◆ Instructions for the task
Set the listing down again in full, word for word, with the pictures left out.

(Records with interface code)
>>>>>

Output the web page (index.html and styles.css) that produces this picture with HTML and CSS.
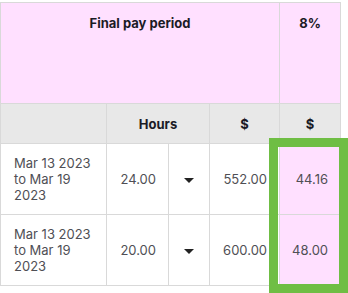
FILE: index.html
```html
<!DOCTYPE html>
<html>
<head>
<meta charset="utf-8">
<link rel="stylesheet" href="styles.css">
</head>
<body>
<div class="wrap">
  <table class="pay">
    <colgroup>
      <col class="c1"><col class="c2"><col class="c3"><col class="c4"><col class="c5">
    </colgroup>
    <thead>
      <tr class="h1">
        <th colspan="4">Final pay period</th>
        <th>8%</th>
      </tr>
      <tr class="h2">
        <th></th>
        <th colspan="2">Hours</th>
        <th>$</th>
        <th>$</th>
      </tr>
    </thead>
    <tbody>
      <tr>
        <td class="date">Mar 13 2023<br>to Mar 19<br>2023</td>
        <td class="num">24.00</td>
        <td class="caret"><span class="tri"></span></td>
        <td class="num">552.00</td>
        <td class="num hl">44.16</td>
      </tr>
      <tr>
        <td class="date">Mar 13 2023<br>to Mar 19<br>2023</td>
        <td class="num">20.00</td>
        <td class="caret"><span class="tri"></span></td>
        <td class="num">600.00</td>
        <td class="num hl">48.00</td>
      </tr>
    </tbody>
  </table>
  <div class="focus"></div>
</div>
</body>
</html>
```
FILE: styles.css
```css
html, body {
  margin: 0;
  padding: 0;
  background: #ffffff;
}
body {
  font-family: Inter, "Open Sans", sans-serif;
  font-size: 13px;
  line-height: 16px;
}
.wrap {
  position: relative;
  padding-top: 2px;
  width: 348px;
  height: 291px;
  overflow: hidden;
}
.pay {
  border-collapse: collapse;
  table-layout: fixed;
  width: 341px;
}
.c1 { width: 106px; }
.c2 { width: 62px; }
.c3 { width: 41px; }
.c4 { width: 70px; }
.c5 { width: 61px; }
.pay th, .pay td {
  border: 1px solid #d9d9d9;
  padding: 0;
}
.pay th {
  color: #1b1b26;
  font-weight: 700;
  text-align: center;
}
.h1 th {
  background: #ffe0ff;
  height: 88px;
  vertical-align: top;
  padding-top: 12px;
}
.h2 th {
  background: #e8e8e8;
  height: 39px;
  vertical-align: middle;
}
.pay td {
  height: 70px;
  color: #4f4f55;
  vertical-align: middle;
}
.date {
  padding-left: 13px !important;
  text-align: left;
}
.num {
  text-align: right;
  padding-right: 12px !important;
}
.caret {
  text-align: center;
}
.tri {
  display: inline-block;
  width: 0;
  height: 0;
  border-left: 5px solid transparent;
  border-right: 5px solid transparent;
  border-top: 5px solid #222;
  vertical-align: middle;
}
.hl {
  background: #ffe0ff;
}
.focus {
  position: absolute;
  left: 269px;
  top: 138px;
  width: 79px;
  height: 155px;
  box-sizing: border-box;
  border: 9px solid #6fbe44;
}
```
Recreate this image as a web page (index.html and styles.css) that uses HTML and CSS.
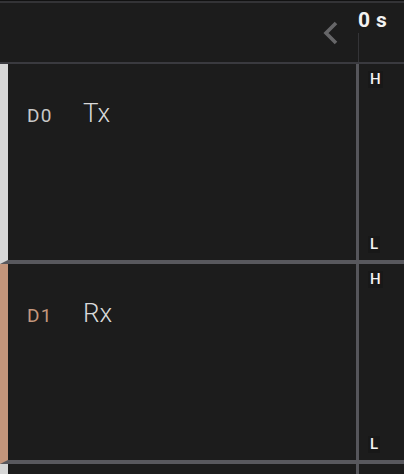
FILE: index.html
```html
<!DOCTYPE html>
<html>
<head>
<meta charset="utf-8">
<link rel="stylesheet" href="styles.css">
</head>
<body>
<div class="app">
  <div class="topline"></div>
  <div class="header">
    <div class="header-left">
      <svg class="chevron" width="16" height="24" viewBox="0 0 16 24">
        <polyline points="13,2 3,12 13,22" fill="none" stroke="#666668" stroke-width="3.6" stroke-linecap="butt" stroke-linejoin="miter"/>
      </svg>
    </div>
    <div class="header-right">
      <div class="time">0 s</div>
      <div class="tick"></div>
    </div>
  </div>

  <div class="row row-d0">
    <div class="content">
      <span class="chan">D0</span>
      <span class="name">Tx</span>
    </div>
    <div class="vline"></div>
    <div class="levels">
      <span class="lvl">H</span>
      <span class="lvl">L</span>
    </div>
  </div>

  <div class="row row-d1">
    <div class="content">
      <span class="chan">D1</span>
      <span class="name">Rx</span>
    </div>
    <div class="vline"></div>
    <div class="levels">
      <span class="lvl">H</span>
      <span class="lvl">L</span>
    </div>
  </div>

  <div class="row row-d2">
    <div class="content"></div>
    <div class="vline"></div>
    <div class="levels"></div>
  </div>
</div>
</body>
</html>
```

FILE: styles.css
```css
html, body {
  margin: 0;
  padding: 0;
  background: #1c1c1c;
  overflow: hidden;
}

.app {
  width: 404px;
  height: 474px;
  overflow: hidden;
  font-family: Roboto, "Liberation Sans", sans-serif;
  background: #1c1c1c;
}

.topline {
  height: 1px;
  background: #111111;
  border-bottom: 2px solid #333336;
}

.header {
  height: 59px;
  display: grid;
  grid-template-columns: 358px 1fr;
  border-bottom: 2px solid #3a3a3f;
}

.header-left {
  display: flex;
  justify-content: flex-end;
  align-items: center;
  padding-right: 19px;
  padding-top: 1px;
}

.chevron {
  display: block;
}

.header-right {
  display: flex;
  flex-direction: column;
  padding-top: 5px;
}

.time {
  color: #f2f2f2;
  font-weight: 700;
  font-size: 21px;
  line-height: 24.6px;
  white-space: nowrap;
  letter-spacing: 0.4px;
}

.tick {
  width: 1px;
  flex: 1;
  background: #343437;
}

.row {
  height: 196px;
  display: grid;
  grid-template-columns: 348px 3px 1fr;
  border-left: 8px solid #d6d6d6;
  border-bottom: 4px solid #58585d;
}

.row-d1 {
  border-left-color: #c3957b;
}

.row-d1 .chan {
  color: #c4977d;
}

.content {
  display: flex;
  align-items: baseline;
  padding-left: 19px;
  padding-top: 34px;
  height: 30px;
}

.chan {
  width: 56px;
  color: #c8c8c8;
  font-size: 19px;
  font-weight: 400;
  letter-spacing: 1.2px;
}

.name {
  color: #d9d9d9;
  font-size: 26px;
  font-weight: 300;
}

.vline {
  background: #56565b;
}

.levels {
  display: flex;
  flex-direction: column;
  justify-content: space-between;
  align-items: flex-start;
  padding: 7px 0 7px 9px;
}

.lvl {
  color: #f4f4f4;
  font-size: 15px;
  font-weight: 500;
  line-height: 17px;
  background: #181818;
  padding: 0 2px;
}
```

<<<<<

◆ Expected answer
Output the web page (index.html and styles.css) that produces this picture with HTML and CSS.
FILE: index.html
```html
<!DOCTYPE html>
<html>
<head>
<meta charset="utf-8">
<link rel="stylesheet" href="styles.css">
</head>
<body>
<div class="wrap">
  <table class="pay">
    <colgroup>
      <col class="c1"><col class="c2"><col class="c3"><col class="c4"><col class="c5">
    </colgroup>
    <thead>
      <tr class="h1">
        <th colspan="4">Final pay period</th>
        <th>8%</th>
      </tr>
      <tr class="h2">
        <th></th>
        <th colspan="2">Hours</th>
        <th>$</th>
        <th>$</th>
      </tr>
    </thead>
    <tbody>
      <tr>
        <td class="date">Mar 13 2023<br>to Mar 19<br>2023</td>
        <td class="num">24.00</td>
        <td class="caret"><span class="tri"></span></td>
        <td class="num">552.00</td>
        <td class="num hl">44.16</td>
      </tr>
      <tr>
        <td class="date">Mar 13 2023<br>to Mar 19<br>2023</td>
        <td class="num">20.00</td>
        <td class="caret"><span class="tri"></span></td>
        <td class="num">600.00</td>
        <td class="num hl">48.00</td>
      </tr>
    </tbody>
  </table>
  <div class="focus"></div>
</div>
</body>
</html>
```
FILE: styles.css
```css
html, body {
  margin: 0;
  padding: 0;
  background: #ffffff;
}
body {
  font-family: Inter, "Open Sans", sans-serif;
  font-size: 13px;
  line-height: 16px;
}
.wrap {
  position: relative;
  padding-top: 2px;
  width: 348px;
  height: 291px;
  overflow: hidden;
}
.pay {
  border-collapse: collapse;
  table-layout: fixed;
  width: 341px;
}
.c1 { width: 106px; }
.c2 { width: 62px; }
.c3 { width: 41px; }
.c4 { width: 70px; }
.c5 { width: 61px; }
.pay th, .pay td {
  border: 1px solid #d9d9d9;
  padding: 0;
}
.pay th {
  color: #1b1b26;
  font-weight: 700;
  text-align: center;
}
.h1 th {
  background: #ffe0ff;
  height: 88px;
  vertical-align: top;
  padding-top: 12px;
}
.h2 th {
  background: #e8e8e8;
  height: 39px;
  vertical-align: middle;
}
.pay td {
  height: 70px;
  color: #4f4f55;
  vertical-align: middle;
}
.date {
  padding-left: 13px !important;
  text-align: left;
}
.num {
  text-align: right;
  padding-right: 12px !important;
}
.caret {
  text-align: center;
}
.tri {
  display: inline-block;
  width: 0;
  height: 0;
  border-left: 5px solid transparent;
  border-right: 5px solid transparent;
  border-top: 5px solid #222;
  vertical-align: middle;
}
.hl {
  background: #ffe0ff;
}
.focus {
  position: absolute;
  left: 269px;
  top: 138px;
  width: 79px;
  height: 155px;
  box-sizing: border-box;
  border: 9px solid #6fbe44;
}
```
Recreate this image as a web page (index.html and styles.css) that uses HTML and CSS.
FILE: index.html
```html
<!DOCTYPE html>
<html>
<head>
<meta charset="utf-8">
<link rel="stylesheet" href="styles.css">
</head>
<body>
<div class="app">
  <div class="topline"></div>
  <div class="header">
    <div class="header-left">
      <svg class="chevron" width="16" height="24" viewBox="0 0 16 24">
        <polyline points="13,2 3,12 13,22" fill="none" stroke="#666668" stroke-width="3.6" stroke-linecap="butt" stroke-linejoin="miter"/>
      </svg>
    </div>
    <div class="header-right">
      <div class="time">0 s</div>
      <div class="tick"></div>
    </div>
  </div>

  <div class="row row-d0">
    <div class="content">
      <span class="chan">D0</span>
      <span class="name">Tx</span>
    </div>
    <div class="vline"></div>
    <div class="levels">
      <span class="lvl">H</span>
      <span class="lvl">L</span>
    </div>
  </div>

  <div class="row row-d1">
    <div class="content">
      <span class="chan">D1</span>
      <span class="name">Rx</span>
    </div>
    <div class="vline"></div>
    <div class="levels">
      <span class="lvl">H</span>
      <span class="lvl">L</span>
    </div>
  </div>

  <div class="row row-d2">
    <div class="content"></div>
    <div class="vline"></div>
    <div class="levels"></div>
  </div>
</div>
</body>
</html>
```

FILE: styles.css
```css
html, body {
  margin: 0;
  padding: 0;
  background: #1c1c1c;
  overflow: hidden;
}

.app {
  width: 404px;
  height: 474px;
  overflow: hidden;
  font-family: Roboto, "Liberation Sans", sans-serif;
  background: #1c1c1c;
}

.topline {
  height: 1px;
  background: #111111;
  border-bottom: 2px solid #333336;
}

.header {
  height: 59px;
  display: grid;
  grid-template-columns: 358px 1fr;
  border-bottom: 2px solid #3a3a3f;
}

.header-left {
  display: flex;
  justify-content: flex-end;
  align-items: center;
  padding-right: 19px;
  padding-top: 1px;
}

.chevron {
  display: block;
}

.header-right {
  display: flex;
  flex-direction: column;
  padding-top: 5px;
}

.time {
  color: #f2f2f2;
  font-weight: 700;
  font-size: 21px;
  line-height: 24.6px;
  white-space: nowrap;
  letter-spacing: 0.4px;
}

.tick {
  width: 1px;
  flex: 1;
  background: #343437;
}

.row {
  height: 196px;
  display: grid;
  grid-template-columns: 348px 3px 1fr;
  border-left: 8px solid #d6d6d6;
  border-bottom: 4px solid #58585d;
}

.row-d1 {
  border-left-color: #c3957b;
}

.row-d1 .chan {
  color: #c4977d;
}

.content {
  display: flex;
  align-items: baseline;
  padding-left: 19px;
  padding-top: 34px;
  height: 30px;
}

.chan {
  width: 56px;
  color: #c8c8c8;
  font-size: 19px;
  font-weight: 400;
  letter-spacing: 1.2px;
}

.name {
  color: #d9d9d9;
  font-size: 26px;
  font-weight: 300;
}

.vline {
  background: #56565b;
}

.levels {
  display: flex;
  flex-direction: column;
  justify-content: space-between;
  align-items: flex-start;
  padding: 7px 0 7px 9px;
}

.lvl {
  color: #f4f4f4;
  font-size: 15px;
  font-weight: 500;
  line-height: 17px;
  background: #181818;
  padding: 0 2px;
}
```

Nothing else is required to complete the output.